== INFORMATION SUPPLIED
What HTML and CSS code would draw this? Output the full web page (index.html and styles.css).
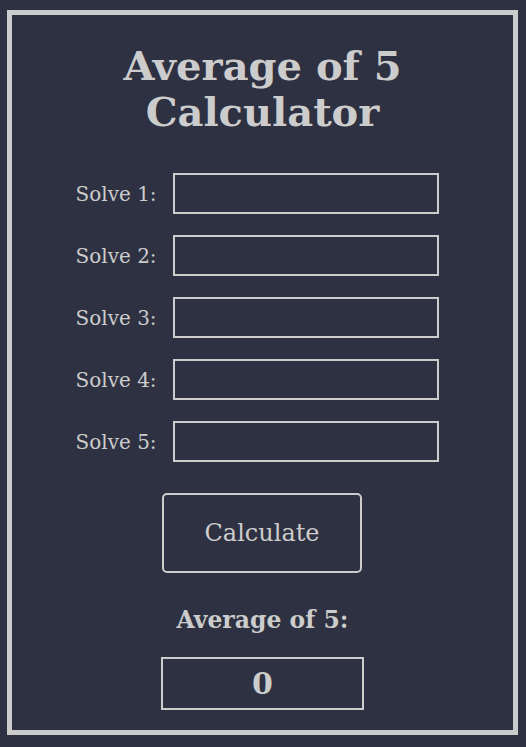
FILE: index.html
```html
<!DOCTYPE html>
<html>
<head>
<meta charset="utf-8">
<link rel="stylesheet" href="styles.css">
</head>
<body>
<main class="card">
  <h1 class="title">Average of 5<br>Calculator</h1>
  <div class="rows">
    <div class="row"><label class="label">Solve 1:</label><input class="field" type="text"></div>
    <div class="row"><label class="label">Solve 2:</label><input class="field" type="text"></div>
    <div class="row"><label class="label">Solve 3:</label><input class="field" type="text"></div>
    <div class="row"><label class="label">Solve 4:</label><input class="field" type="text"></div>
    <div class="row"><label class="label">Solve 5:</label><input class="field" type="text"></div>
  </div>
  <button class="calc">Calculate</button>
  <div class="result-label">Average of 5:</div>
  <div class="result">0</div>
</main>
</body>
</html>
```
FILE: styles.css
```css
html, body {
  margin: 0;
  padding: 0;
  background: #2e3141;
}
body {
  padding: 10px 8px 12px 7px;
  font-family: "DejaVu Serif", serif;
  color: #cccccc;
}
.card {
  box-sizing: border-box;
  width: 511px;
  height: 725px;
  border: 5px solid #cccccc;
  display: flex;
  flex-direction: column;
  align-items: center;
}
.title {
  margin: 28px 0 0;
  font-size: 40px;
  line-height: 46px;
  font-weight: bold;
  text-align: center;
}
.rows {
  margin-top: 38px;
  margin-right: 11px;
  display: flex;
  flex-direction: column;
  gap: 21px;
}
.row {
  display: flex;
  align-items: center;
}
.label {
  width: 97px;
  font-size: 20px;
  text-align: left;
}
.field {
  box-sizing: border-box;
  width: 266px;
  height: 41px;
  background: transparent;
  border: 2px solid #cccccc;
  margin: 0;
  color: #cccccc;
  font-family: inherit;
}
.calc {
  box-sizing: border-box;
  margin-top: 31px;
  margin-right: 1px;
  width: 200px;
  height: 80px;
  border: 2px solid #cccccc;
  border-radius: 5px;
  background: transparent;
  color: #cccccc;
  font-family: "DejaVu Serif", serif;
  font-size: 24px;
}
.result-label {
  margin-top: 33px;
  font-size: 23.5px;
  font-weight: bold;
}
.result {
  box-sizing: border-box;
  margin-top: 23px;
  width: 203px;
  height: 53px;
  border: 2px solid #cccccc;
  display: flex;
  align-items: center;
  justify-content: center;
  font-size: 30px;
  font-weight: bold;
}
```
====
[DIRECTIONS FOR THIS TASK] Give the material again exactly as it is, but keep the pictures out.

[RESULT OF THIS EXERCISE]
What HTML and CSS code would draw this? Output the full web page (index.html and styles.css).
FILE: index.html
```html
<!DOCTYPE html>
<html>
<head>
<meta charset="utf-8">
<link rel="stylesheet" href="styles.css">
</head>
<body>
<main class="card">
  <h1 class="title">Average of 5<br>Calculator</h1>
  <div class="rows">
    <div class="row"><label class="label">Solve 1:</label><input class="field" type="text"></div>
    <div class="row"><label class="label">Solve 2:</label><input class="field" type="text"></div>
    <div class="row"><label class="label">Solve 3:</label><input class="field" type="text"></div>
    <div class="row"><label class="label">Solve 4:</label><input class="field" type="text"></div>
    <div class="row"><label class="label">Solve 5:</label><input class="field" type="text"></div>
  </div>
  <button class="calc">Calculate</button>
  <div class="result-label">Average of 5:</div>
  <div class="result">0</div>
</main>
</body>
</html>
```
FILE: styles.css
```css
html, body {
  margin: 0;
  padding: 0;
  background: #2e3141;
}
body {
  padding: 10px 8px 12px 7px;
  font-family: "DejaVu Serif", serif;
  color: #cccccc;
}
.card {
  box-sizing: border-box;
  width: 511px;
  height: 725px;
  border: 5px solid #cccccc;
  display: flex;
  flex-direction: column;
  align-items: center;
}
.title {
  margin: 28px 0 0;
  font-size: 40px;
  line-height: 46px;
  font-weight: bold;
  text-align: center;
}
.rows {
  margin-top: 38px;
  margin-right: 11px;
  display: flex;
  flex-direction: column;
  gap: 21px;
}
.row {
  display: flex;
  align-items: center;
}
.label {
  width: 97px;
  font-size: 20px;
  text-align: left;
}
.field {
  box-sizing: border-box;
  width: 266px;
  height: 41px;
  background: transparent;
  border: 2px solid #cccccc;
  margin: 0;
  color: #cccccc;
  font-family: inherit;
}
.calc {
  box-sizing: border-box;
  margin-top: 31px;
  margin-right: 1px;
  width: 200px;
  height: 80px;
  border: 2px solid #cccccc;
  border-radius: 5px;
  background: transparent;
  color: #cccccc;
  font-family: "DejaVu Serif", serif;
  font-size: 24px;
}
.result-label {
  margin-top: 33px;
  font-size: 23.5px;
  font-weight: bold;
}
.result {
  box-sizing: border-box;
  margin-top: 23px;
  width: 203px;
  height: 53px;
  border: 2px solid #cccccc;
  display: flex;
  align-items: center;
  justify-content: center;
  font-size: 30px;
  font-weight: bold;
}
```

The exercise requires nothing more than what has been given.